Lucky Tubb & the Modern Day Troubadours: Hillbilly Fever (2010) MP3/Flac
Wow. Well if you head isn’t already spinning from the caliber of recent REAL country music releases, it will be now. Lucky Tubb & The Modern Day Troubadours team up with the legendary Wayne “The Train” Hancock for an old school comic book style dynamic duo one two punch to the gut of mainstream pop country frappety crap! This is country music for the rest of us. This is music for the folks that “get it.” Hillbilly Fever is sick. It’s the disease you need, so catch it, and then spread it like a bad rash!With Hillbilly Fever Lucky keeps his tradition alive of making very traditional-sounding albums, and that’s why inviting Wayne Hancock on for a couple of tracks makes perfect sense. Yeah the spoon fed will spit this out as being “too hokey” but who needs them and their GAP reproduction pearl snaps made in China? Feed ‘em fish heads, this is country music the way we like it.
Lucky starts off with an original called “Ramblin,” which despite the “Rambin’ Man” wishing well being tapped so many times in music Steve Martin parodied it no less than 35 years ago, this song still works on me.
“Well I’ve been a rambin’, I’ve been a gamblin’
Walking the blade of a double edged knife
8 stale Cheetos, half dead burritos
Drinkin’ beer for breakfast just to stay alive.”
“Ramblin” sets the table for what is an album with very smart and tasteful arrangement, and hits the bulls-eye when it comes to setting the tempo. Subtle organ makes a soft bed for the song and drives home the rhythm at the end of phrases, while Casey “The Barber” Gill’s thumping standup is like a pacemaker for the easy-living country heart.
Just like Lucky’s last one, this album features songs from the Tubb bloodline. Glenn Tubb, maybe one of the most prolific and underrated songwriters of all time, contributes “You Sure Look Lonesome,” and “Tired of What You Don’t Do,” and Talmage chimes in with “Blue Monday Blues.” Listening to these songs I am reminded that Lucky is not just a fresh character in the underground country scene, he is also the latest, if not last in the Tubb country music lineage to carry a banner that honestly is not ballyhooed near enough.

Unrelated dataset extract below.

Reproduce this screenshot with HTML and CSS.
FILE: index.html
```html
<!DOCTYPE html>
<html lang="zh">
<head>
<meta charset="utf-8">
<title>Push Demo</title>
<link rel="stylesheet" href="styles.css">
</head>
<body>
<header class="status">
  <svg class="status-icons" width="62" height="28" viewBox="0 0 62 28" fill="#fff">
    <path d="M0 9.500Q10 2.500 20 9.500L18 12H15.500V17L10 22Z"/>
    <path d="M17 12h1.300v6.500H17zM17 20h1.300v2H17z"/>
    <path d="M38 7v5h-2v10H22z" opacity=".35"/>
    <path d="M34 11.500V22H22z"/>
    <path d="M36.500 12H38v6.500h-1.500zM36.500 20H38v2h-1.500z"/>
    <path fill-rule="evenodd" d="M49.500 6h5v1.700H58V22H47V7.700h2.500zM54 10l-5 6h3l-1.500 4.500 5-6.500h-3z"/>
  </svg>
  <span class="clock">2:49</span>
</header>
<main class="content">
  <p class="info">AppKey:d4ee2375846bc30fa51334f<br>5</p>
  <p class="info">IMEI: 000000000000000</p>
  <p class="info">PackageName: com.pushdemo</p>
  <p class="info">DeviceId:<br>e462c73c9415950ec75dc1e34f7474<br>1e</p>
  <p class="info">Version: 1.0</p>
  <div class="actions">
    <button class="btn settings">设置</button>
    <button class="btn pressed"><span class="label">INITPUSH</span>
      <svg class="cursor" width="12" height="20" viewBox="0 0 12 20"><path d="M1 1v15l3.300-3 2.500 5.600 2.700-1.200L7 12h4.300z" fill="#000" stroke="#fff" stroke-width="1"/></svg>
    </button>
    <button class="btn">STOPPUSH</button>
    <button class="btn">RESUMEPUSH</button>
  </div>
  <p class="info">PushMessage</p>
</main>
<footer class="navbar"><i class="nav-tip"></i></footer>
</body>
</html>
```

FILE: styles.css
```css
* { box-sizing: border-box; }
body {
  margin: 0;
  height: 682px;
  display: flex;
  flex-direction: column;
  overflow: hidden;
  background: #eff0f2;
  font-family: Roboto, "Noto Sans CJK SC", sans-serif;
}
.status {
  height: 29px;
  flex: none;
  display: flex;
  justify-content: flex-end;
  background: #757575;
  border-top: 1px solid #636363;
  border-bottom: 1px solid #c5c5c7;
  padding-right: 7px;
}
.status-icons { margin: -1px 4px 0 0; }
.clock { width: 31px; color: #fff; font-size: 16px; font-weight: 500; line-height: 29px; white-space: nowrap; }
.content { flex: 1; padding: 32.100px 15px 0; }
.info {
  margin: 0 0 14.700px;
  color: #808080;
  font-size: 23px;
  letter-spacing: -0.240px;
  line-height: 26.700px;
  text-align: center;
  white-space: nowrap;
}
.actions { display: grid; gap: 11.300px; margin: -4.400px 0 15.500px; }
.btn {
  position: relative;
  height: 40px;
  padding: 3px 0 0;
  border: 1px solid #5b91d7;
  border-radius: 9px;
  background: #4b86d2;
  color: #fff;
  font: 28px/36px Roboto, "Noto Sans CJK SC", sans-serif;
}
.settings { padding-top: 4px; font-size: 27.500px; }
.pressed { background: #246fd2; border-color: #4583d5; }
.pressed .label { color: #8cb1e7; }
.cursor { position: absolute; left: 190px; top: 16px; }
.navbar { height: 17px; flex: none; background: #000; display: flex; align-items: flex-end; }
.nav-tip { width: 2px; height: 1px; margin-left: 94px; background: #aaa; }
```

There’s also plenty of reminders that this isn’t just Lucky, but a fully stocked tank of talent behind him in the Troubadours. Natalie Page writes and sings “Honky Tonkin’ Is All We Got,” which despite its retro setting, carries an all too modern theme about being in a fun relationship with no soul, but sung by Natalie with soul aplenty. I also can’t say enough about Casey Gill on bass, who is true soul of the band.

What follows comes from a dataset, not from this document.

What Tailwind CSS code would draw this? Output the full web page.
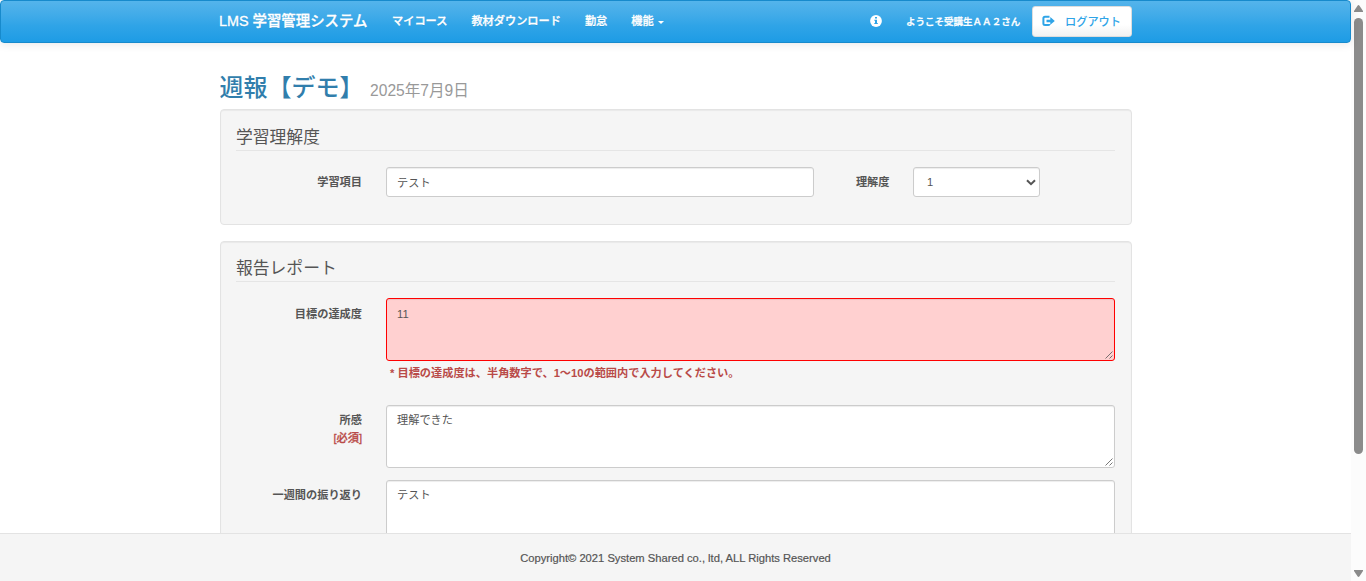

The Wayne Hancock duet’s of the old George Vaughn tune “Hillbilly Fever” and the Lucky/Hancock co-written “West” make this album worth ponying up for if nothing else does. Sure there’s the oddity of the two artists collaborating, but the collaboration just works. Some may think since both artist work in traditional ways, what’s the difference? “West” really points that out the differences as it bridges the two styles, with the bass line and lyrics more like a Hancock song than one by Lucky.
Sure, the average consumer couldn’t tell the difference. But like a seasoned bird watcher who appreciates the subtleties between the male and female of a species, watching the two artists bridge styles, Hancock’s being more Hank Williams blended with Texas swing, and Lucky’s being more Tubby/Lefty/Hank Snow mix, is exciting for all of us old school fogey fools born in the wrong era. Hancock is solid as always, and after touring with Hank III last year and now this album, Lucky has officially courted two of the three names that in the early oughts made the triumvirate of REAL country, Dale Watson being the last to tackle.
My favorite songs on the album, just like on his last album Damn The Luck, are the tunes that Lucky wrote himself. “Ramblin” and “Not At All,” are the standouts for me. Lucky has a unique cadence and delivery of his lyrics that is most present when you see him live, and when he sings his own songs. That vocal delivery is really what sets him apart, and is his unique talent.
The production by James Stevens is excellent, but there were a few times I thought it was a little heavy handed, with some of the backing vocals and with the weird chorus-like moaning on “You Sure Look Lonesome.”
Also as I was nearing the end of this album, I was thirsting for some more variety. Well right on cue Lucky delivers a shot right out of left field with the ghost track that I’m told by my insiders is called “Rain.” This is a super cool Tom Waits-esque shift in gears that adds a whole new dynamic to Lucky, and this album. Alone the song maybe apes Waits more that being Lucky’s take on his style, but as a hidden track, I give it more latitude. Put this song in the middle of the album and it goes over like a poop in a punch bowl. Bury it at the end, and it completes it.
His last album Damn The Luck I thought had a few better songs, but I think this is a better album.